No one really ever came to Christchurch, and no one EVER went to my hometown, so I am not particularly concert savvy at all. When we moved to Adelaide though, all these concerts opened up right here in our city and Amanda was one of them! I bought my tickets as soon as they went on sale and counted down the weeks until she’d be here.
It has been at least 15 years since I have been in a mosh pit. I wasn’t exactly sure that’s where I wanted to be until the concert started. The opening acts were so fantastic and funny and the crowd was gentle. No one pushed or shoved and very few people tried to sneak in in front of you. At least, until Amanda got on the stage. She came down into the crowd immediately, and they all surged towards her like a human wave. At one point, I had her back pressed against me, and then she was gone, lifted high overhead and passed from hand to hand through the crowd and back on stage.
I had gone from five people from the stage to the third row. By the end of the concert I was at the front. The ebb and flow of people around me had pushed me up there. I’d forgotten how intense the feeling of being so close to people was. How deeply their feelings reflect your own and how you all become one part of something huge and warm and amazing. How suddenly, you’re not alone anymore, because the people with you are all there for the same reason you are. Because this musician has also touched a place in their hearts.

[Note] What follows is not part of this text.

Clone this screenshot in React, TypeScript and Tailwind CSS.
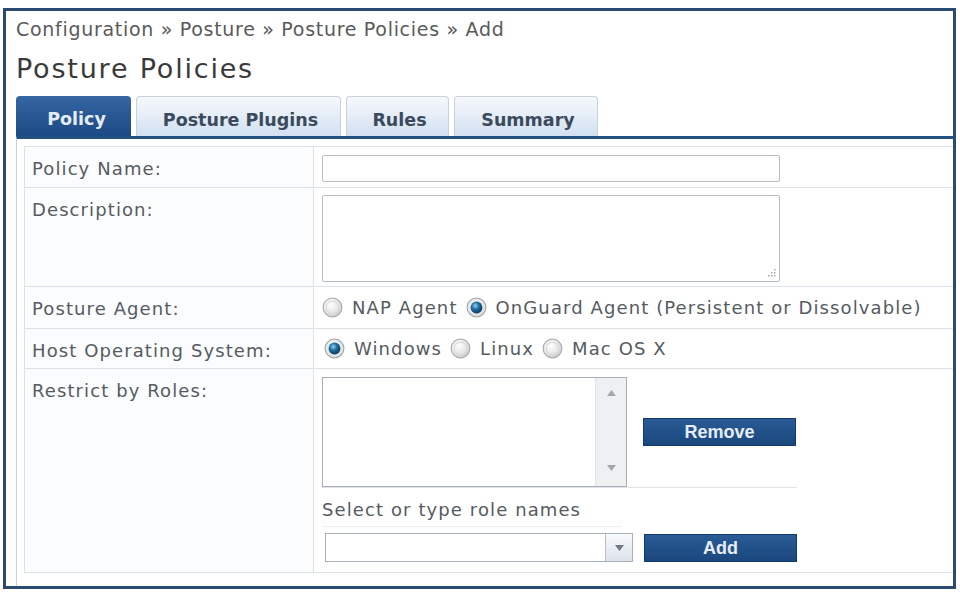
import { useId } from "react";

const TABS = [
  { label: "Policy", w: "w-[115px]", active: true },
  { label: "Posture Plugins", w: "w-[205px]", active: false },
  { label: "Rules", w: "w-[103px]", active: false },
  { label: "Summary", w: "w-[144px]", active: false },
];

function Radio({ checked }: { checked?: boolean }) {
  const id = useId();
  if (checked) {
    return (
      <svg width="21" height="21" viewBox="0 0 20 20" className="shrink-0">
        <defs>
          <radialGradient id={id + "o"} cx="45%" cy="40%" r="65%">
            <stop offset="0" stopColor="#ffffff" />
            <stop offset="1" stopColor="#d4d7da" />
          </radialGradient>
          <radialGradient id={id + "i"} cx="40%" cy="35%" r="70%">
            <stop offset="0" stopColor="#8fd0f0" />
            <stop offset="0.45" stopColor="#1f6d9e" />
            <stop offset="1" stopColor="#0a3658" />
          </radialGradient>
        </defs>
        <circle cx="10" cy="10" r="9" fill={`url(#${id}o)`} stroke="#9ea3a8" />
        <circle cx="10" cy="10" r="5.6" fill={`url(#${id}i)`} />
      </svg>
    );
  }
  return (
    <svg width="21" height="21" viewBox="0 0 20 20" className="shrink-0">
      <defs>
        <radialGradient id={id} cx="40%" cy="35%" r="70%">
          <stop offset="0" stopColor="#ffffff" />
          <stop offset="0.6" stopColor="#e6e6e6" />
          <stop offset="1" stopColor="#c4c4c4" />
        </radialGradient>
      </defs>
      <circle cx="10" cy="10" r="9" fill={`url(#${id})`} stroke="#a9a9a9" />
      <circle cx="10" cy="10" r="6" fill="none" stroke="#d9d9d9" />
    </svg>
  );
}

function Row({ label, h, children }: { label: string; h: string; children?: React.ReactNode }) {
  return (
    <div className={`flex ${h} border-b border-[#dde2e8]`}>
      <div className="w-[289px] shrink-0 border-r border-[#dde2e8] bg-[#fafcfd] pl-[7px] pt-[11px] leading-[22px]">
        {label}
      </div>
      <div className="flex-1 pl-[8px]">{children}</div>
    </div>
  );
}

function BlueButton({ label }: { label: string }) {
  return (
    <button className="h-[28px] w-[153px] border border-[#123a68] bg-gradient-to-b from-[#2a5b94] to-[#1a477e] font-['Liberation_Sans',Arial,sans-serif] text-[18px] font-bold tracking-normal text-[#e6edf6]">
      {label}
    </button>
  );
}

export default function App() {
  return (
    <div className="h-[592px] w-[960px] bg-white pl-[3px] pt-[8px] font-['DejaVu_Sans',Verdana,sans-serif]">
      <div className="flex h-[581px] w-[953px] flex-col border-[3px] border-[#2b4b73] pl-[10px]">
        <div className="mt-[6px] h-[24px] text-[19px] leading-[24px] tracking-[0.7px] text-[#5a5a5a]">
          Configuration » Posture » Posture Policies » Add
        </div>
        <div className="mt-[12px] h-[32px] text-[27px] leading-[32px] tracking-[1.8px] text-[#3a3a3a]">
          Posture Policies
        </div>

        {/* tabs */}
        <div className="mt-[10px] flex h-[41px] items-end gap-[5px]">
          {TABS.map((t) =>
            t.active ? (
              <div
                key={t.label}
                className={`${t.w} flex h-[40px] justify-center rounded-t-[4px] bg-gradient-to-b from-[#3566a2] to-[#1b4a84] pl-[6px] pt-[12px] text-[17.5px] leading-[22px] font-bold text-[#e4ecf6]`}
              >
                {t.label}
              </div>
            ) : (
              <div
                key={t.label}
                className={`${t.w} flex h-[40px] justify-center rounded-t-[4px] border border-b-0 border-[#c9d3de] bg-gradient-to-b from-[#f6f9fc] to-[#d2e1f2] pl-[4px] pt-[12px] text-[17.5px] leading-[22px] font-bold text-[#3b4a5c]`}
              >
                {t.label}
              </div>
            ),
          )}
        </div>

        {/* panel */}
        <div className="flex-1 border-t-[3px] border-l border-t-[#22507f] border-l-[#c9d0d8] pl-[7px] pt-[7px]">
          <div className="border-t border-l border-[#dde2e8] text-[18px] tracking-[1.1px] text-[#565b61]">
            <Row label="Policy Name:" h="h-[41px]">
              <input className="mt-[8px] h-[27px] w-[458px] rounded-[2px] border border-[#b9bdc3] bg-white" />
            </Row>
            <Row label="Description:" h="h-[99px]">
              <div className="relative mt-[7px] h-[87px] w-[458px] rounded-[2px] border border-[#b9bdc3] bg-white">
                <svg width="10" height="10" viewBox="0 0 10 10" className="absolute bottom-[4px] right-[3px]">
                  <g fill="#a8adb3">
                    <rect x="8" y="2" width="1.5" height="1.5" />
                    <rect x="5" y="5" width="1.5" height="1.5" />
                    <rect x="8" y="5" width="1.5" height="1.5" />
                    <rect x="2" y="8" width="1.5" height="1.5" />
                    <rect x="5" y="8" width="1.5" height="1.5" />
                    <rect x="8" y="8" width="1.5" height="1.5" />
                  </g>
                </svg>
              </div>
            </Row>
            <Row label="Posture Agent:" h="h-[42px]">
              <div className="flex h-full items-center leading-[22px]">
                <Radio />
                <span className="ml-[9px]">NAP Agent</span>
                <span className="ml-[8px]">
                  <Radio checked />
                </span>
                <span className="ml-[9px]">OnGuard Agent (Persistent or Dissolvable)</span>
              </div>
            </Row>
            <Row label="Host Operating System:" h="h-[40px]">
              <div className="flex h-full items-center leading-[22px]">
                <span className="ml-[2px]">
                  <Radio checked />
                </span>
                <span className="ml-[9px]">Windows</span>
                <span className="ml-[8px]">
                  <Radio />
                </span>
                <span className="ml-[9px]">Linux</span>
                <span className="ml-[8px]">
                  <Radio />
                </span>
                <span className="ml-[9px]">Mac OS X</span>
              </div>
            </Row>
            <Row label="Restrict by Roles:" h="h-[204px]">
              <div className="w-[475px] pt-[8px]">
                <div className="flex items-center gap-[16px] border-b border-[#dfe3e8]">
                  <div className="flex h-[110px] w-[305px] border border-[#a9afb6] bg-white">
                    <div className="flex-1" />
                    <div className="flex w-[31px] flex-col items-center justify-between border-l border-[#e3e5e8] bg-[#eff0f2] pb-[15px] pt-[12px]">
                      <svg width="9" height="6" viewBox="0 0 9 6">
                        <path d="M0 6 L4.5 0 L9 6 Z" fill="#a2a7ad" />
                      </svg>
                      <svg width="9" height="6" viewBox="0 0 9 6">
                        <path d="M0 0 L9 0 L4.5 6 Z" fill="#a2a7ad" />
                      </svg>
                    </div>
                  </div>
                  <BlueButton label="Remove" />
                </div>
                <div className="w-[300px] border-b border-[#eef1f4] pb-[5px] pt-[11px] leading-[22px]">
                  Select or type role names
                </div>
                <div className="flex items-center gap-[11px] pl-[3px] pt-[6px]">
                  <div className="flex h-[29px] w-[308px] border border-[#a9b1bb] bg-white">
                    <div className="flex-1" />
                    <div className="flex w-[27px] items-center justify-center border-l border-[#b8c0c9] bg-gradient-to-b from-[#f7f9fb] to-[#dde3ea]">
                      <svg width="9" height="6" viewBox="0 0 9 6">
                        <path d="M0 0 L9 0 L4.5 6 Z" fill="#6e7884" />
                      </svg>
                    </div>
                  </div>
                  <BlueButton label="Add" />
                </div>
              </div>
            </Row>
          </div>
        </div>
      </div>
    </div>
  );
}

For me though, the most intense experience, was watching how much Amanda gave of herself. Without reserve. She held nothing back and put her full trust in the people who’d come to see her. She didn’t just give us her voice, she gave us her body, her soul and she trusted us to hold her and touch her and give her back again. I cannot imagine that kind of giving. Or that level of trust. Her faith in her fans inspired me so deeply. The entire concert was just one big party. It was inclusive and passionate and amazing. When we left, I couldn’t really find the words to describe how I felt. It was like being part of a surrealist dream. It’s taken me three days to figure out how to put this into words.
Seeing the woman who had helped keep you sane through her music during the toughest time of your life was incredible on it’s own. But seeing her give herself up, watching her climb into the crowd and trust us, watching her give her fans herself fully, watching her kiss them and be part of them was an experience that I needed so badly right then, that I just don’t really know how to describe it. She humanised herself in a way that so few artists do.
I love you Amanda, you’re amazing. Thank you for being such a wonderful inspiration. Thank you for your music, for your humanity, your humour and your humility. Thank you for helping me when I needed you most. Thank you for your understanding and your trust and for the selfless love you give back to your fans. You give me hope and because of you, I am writing again.